* _DATASET CONTENT_
[start]

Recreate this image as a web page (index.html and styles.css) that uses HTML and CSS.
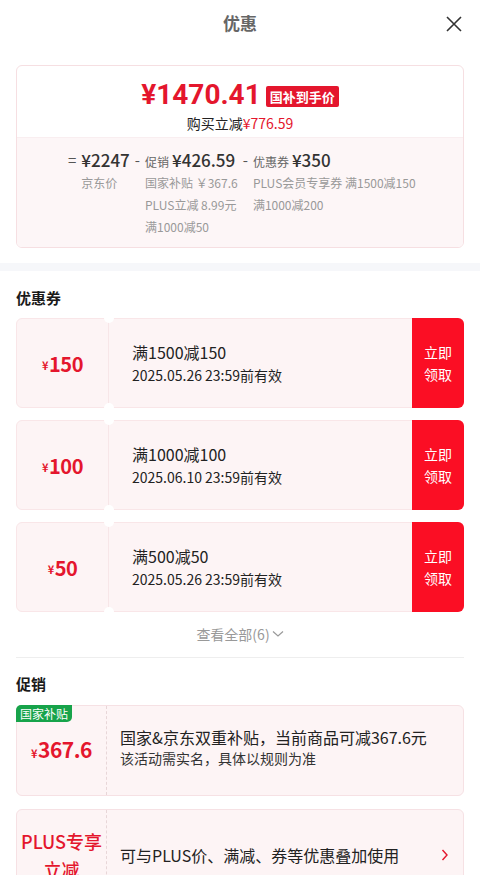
FILE: index.html
```html
<!DOCTYPE html>
<html lang="zh-CN">
<head>
    <meta charset="UTF-8">
    <meta name="viewport" content="width=device-width, initial-scale=1.0">
    <title>优惠</title>
    <link rel="stylesheet" href="styles.css">
</head>
<body>

<div class="header">
    <span class="header-title">优惠</span>
    <svg class="close" width="16" height="16" viewBox="0 0 16 16">
        <path d="M1 1 L15 15 M15 1 L1 15" stroke="#333" stroke-width="1.6" fill="none"/>
    </svg>
</div>

<div class="summary">
    <div class="summary-top">
        <div class="final-price">
            <span class="final-num">¥1470.41</span>
            <span class="final-tag">国补到手价</span>
        </div>
        <div class="save">购买立减<span class="red">¥776.59</span></div>
    </div>
    <div class="summary-detail">
        <span class="op">=</span>
        <div class="calc-col">
            <div class="calc-head"><b>¥2247</b></div>
            <div class="calc-sub">京东价</div>
        </div>
        <span class="op">-</span>
        <div class="calc-col">
            <div class="calc-head"><small>促销</small><b>¥426.59</b></div>
            <div class="calc-sub">国家补贴 ￥367.6</div>
            <div class="calc-sub">PLUS立减 8.99元</div>
            <div class="calc-sub">满1000减50</div>
        </div>
        <span class="op">-</span>
        <div class="calc-col">
            <div class="calc-head"><small>优惠券</small><b>¥350</b></div>
            <div class="calc-sub">PLUS会员专享券 满1500减150</div>
            <div class="calc-sub">满1000减200</div>
        </div>
    </div>
</div>

<div class="band"></div>

<div class="section">
    <h3 class="section-title">优惠券</h3>
    <div class="coupon-list">
        <div class="coupon">
            <div class="coupon-value"><small>¥</small>150</div>
            <div class="coupon-info">
                <div class="coupon-rule">满1500减150</div>
                <div class="coupon-date">2025.05.26 23:59前有效</div>
            </div>
            <div class="coupon-btn">立即<br>领取</div>
        </div>
        <div class="coupon">
            <div class="coupon-value"><small>¥</small>100</div>
            <div class="coupon-info">
                <div class="coupon-rule">满1000减100</div>
                <div class="coupon-date">2025.06.10 23:59前有效</div>
            </div>
            <div class="coupon-btn">立即<br>领取</div>
        </div>
        <div class="coupon">
            <div class="coupon-value"><small>¥</small>50</div>
            <div class="coupon-info">
                <div class="coupon-rule">满500减50</div>
                <div class="coupon-date">2025.05.26 23:59前有效</div>
            </div>
            <div class="coupon-btn">立即<br>领取</div>
        </div>
    </div>
    <div class="more">查看全部(6)
        <svg width="12" height="8" viewBox="0 0 12 8">
            <path d="M1 1.5 L6 6 L11 1.5" stroke="#999" stroke-width="1.2" fill="none"/>
        </svg>
    </div>
</div>

<div class="section promo-section">
    <h3 class="section-title">促销</h3>
    <div class="promo">
        <span class="promo-badge">国家补贴</span>
        <div class="promo-left"><span class="promo-value"><small>¥</small>367.6</span></div>
        <div class="promo-info">
            <div class="promo-main">国家&amp;京东双重补贴，当前商品可减367.6元</div>
            <div class="promo-sub">该活动需实名，具体以规则为准</div>
        </div>
    </div>
    <div class="promo promo-plus">
        <div class="promo-left"><span class="promo-name">PLUS专享<br>立减</span></div>
        <div class="promo-info">
            <div class="promo-main">可与PLUS价、满减、券等优惠叠加使用</div>
        </div>
        <svg class="promo-arrow" width="8" height="12" viewBox="0 0 8 12">
            <path d="M1.5 1 L6 6 L1.5 11" stroke="#e4162d" stroke-width="1.4" fill="none"/>
        </svg>
    </div>
</div>

</body>
</html>
```

FILE: styles.css
```css
body {
    margin: 0;
    font-family: "Noto Sans CJK SC", "Noto Sans", sans-serif;
    color: #1a1a1a;
    background: #fff;
    overflow: hidden;
}

.red {
    color: #e4162d;
}

.header {
    height: 45px;
    display: flex;
    align-items: center;
    justify-content: center;
    position: relative;
}

.header-title {
    font-size: 17px;
    font-weight: bold;
    color: #666;
}

.close {
    position: absolute;
    right: 18px;
    top: 16px;
}

/* 顶部价格汇总 */
.summary {
    margin: 20px 16px 0;
    border: 1px solid #f6dfe2;
    border-radius: 6px;
    overflow: hidden;
}

.summary-top {
    display: flex;
    flex-direction: column;
    align-items: center;
    padding: 11px 0 4px;
    border-bottom: 1px solid #f9eef0;
}

.final-price {
    display: flex;
    align-items: center;
    height: 36px;
}

.final-num {
    font-family: Roboto, "Noto Sans", sans-serif;
    font-size: 28px;
    line-height: 32px;
    font-weight: bold;
    color: #e4162d;
}

.final-tag {
    margin-left: 5px;
    background: #e4162d;
    color: #fff;
    font-size: 13px;
    font-weight: bold;
    padding: 0 4px;
    line-height: 21px;
    border-radius: 2px;
    margin-top: 2px;
}

.save {
    font-size: 14px;
    line-height: 20px;
    color: #222;
}

.summary-detail {
    background: #fdf6f7;
    display: flex;
    padding: 10px 0 9px 51px;
}

.op {
    font-size: 15px;
    line-height: 24px;
    color: #555;
    margin-right: 5px;
}

.calc-col {
    margin-right: 5px;
}

.calc-head {
    line-height: 24px;
    height: 24px;
    display: flex;
    align-items: baseline;
    gap: 3px;
}

.calc-head b {
    font-size: 17px;
    font-weight: 500;
    color: #333;
}

.calc-head small {
    font-size: 12px;
    color: #666;
}

.calc-sub {
    font-size: 12px;
    line-height: 22px;
    color: #999;
}

.band {
    height: 8px;
    background: #f6f7fa;
    margin-top: 15px;
}

/* 优惠券 */
.section {
    padding: 0 16px;
}

.section-title {
    margin: 0;
    padding: 17px 0 10px;
    font-size: 15px;
    line-height: 20px;
    font-weight: bold;
}

.coupon-list {
    display: flex;
    flex-direction: column;
    gap: 12px;
}

.coupon {
    height: 90px;
    display: flex;
    background: #fdf4f5;
    border-radius: 6px;
    border: 1px solid #f9e6e8;
    box-sizing: border-box;
    position: relative;
}

.coupon-value {
    width: 91px;
    display: flex;
    align-items: center;
    justify-content: center;
    font-size: 20px;
    font-weight: bold;
    letter-spacing: -0.5px;
    color: #e4162d;
    border-right: 1px solid #f7e6e8;
    position: relative;
}

.coupon-value small {
    font-size: 11px;
    margin-top: 4px;
    margin-right: 1px;
}

.coupon-value::before,
.coupon-value::after {
    content: "";
    position: absolute;
    right: -6px;
    width: 10px;
    height: 10px;
    border-radius: 50%;
    background: #fff;
}

.coupon-value::before {
    top: -6px;
}

.coupon-value::after {
    bottom: -6px;
}

.coupon-info {
    flex: 1;
    padding-left: 23px;
    display: flex;
    flex-direction: column;
    justify-content: center;
}

.coupon-rule {
    font-size: 16px;
    line-height: 24px;
    color: #222;
}

.coupon-date {
    font-size: 14px;
    line-height: 22px;
    color: #222;
}

.coupon-btn {
    width: 52px;
    margin: -1px -1px -1px 0;
    background: #fb0e24;
    color: #fff;
    font-size: 14px;
    line-height: 22px;
    display: flex;
    align-items: center;
    justify-content: center;
    text-align: center;
    border-radius: 0 6px 6px 0;
}

.more {
    display: flex;
    align-items: center;
    justify-content: center;
    gap: 2px;
    font-size: 14px;
    color: #999;
    line-height: 20px;
    padding: 12px 0 13px;
    border-bottom: 1px solid #eeeeee;
}

/* 促销 */
.promo-section .section-title {
    padding: 16px 0 11px;
}

.promo {
    display: flex;
    height: 91px;
    background: #fdf4f5;
    border: 1px solid #f6e1e4;
    border-radius: 6px;
    box-sizing: border-box;
    position: relative;
    margin-bottom: 13px;
}

.promo-plus {
    height: 92px;
}

.promo-badge {
    position: absolute;
    left: -1px;
    top: -1px;
    background: #17a34a;
    color: #fff;
    font-size: 12px;
    line-height: 17px;
    padding: 0 4px;
    border-radius: 5px 0 5px 0;
}

.promo-left {
    width: 89px;
    border-right: 1px dashed #e8d6d8;
    display: flex;
    align-items: center;
    justify-content: center;
    text-align: center;
}

.promo-value {
    font-size: 21px;
    font-weight: bold;
    letter-spacing: -0.5px;
    color: #e4162d;
    margin-top: -4px;
}

.promo-value small {
    font-size: 11px;
    margin-right: 1px;
}

.promo-name {
    font-size: 18px;
    line-height: 28px;
    color: #e4162d;
    font-weight: 500;
}

.promo-info {
    flex: 1;
    padding-left: 13px;
    display: flex;
    flex-direction: column;
    justify-content: center;
}

.promo-main {
    font-size: 16px;
    line-height: 22px;
    color: #222;
}

.promo-sub {
    font-size: 14px;
    line-height: 20px;
    color: #333;
    margin-bottom: 8px;
}

.promo-arrow {
    align-self: center;
    margin-right: 14px;
}
```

[end]

* _PROBLEM STATEMENT_
Which lines hold the string "index"? List them all.

* _FINISHED ANSWER_
Recreate this image as a web page (index.html and styles.css) that uses HTML and CSS.
FILE: index.html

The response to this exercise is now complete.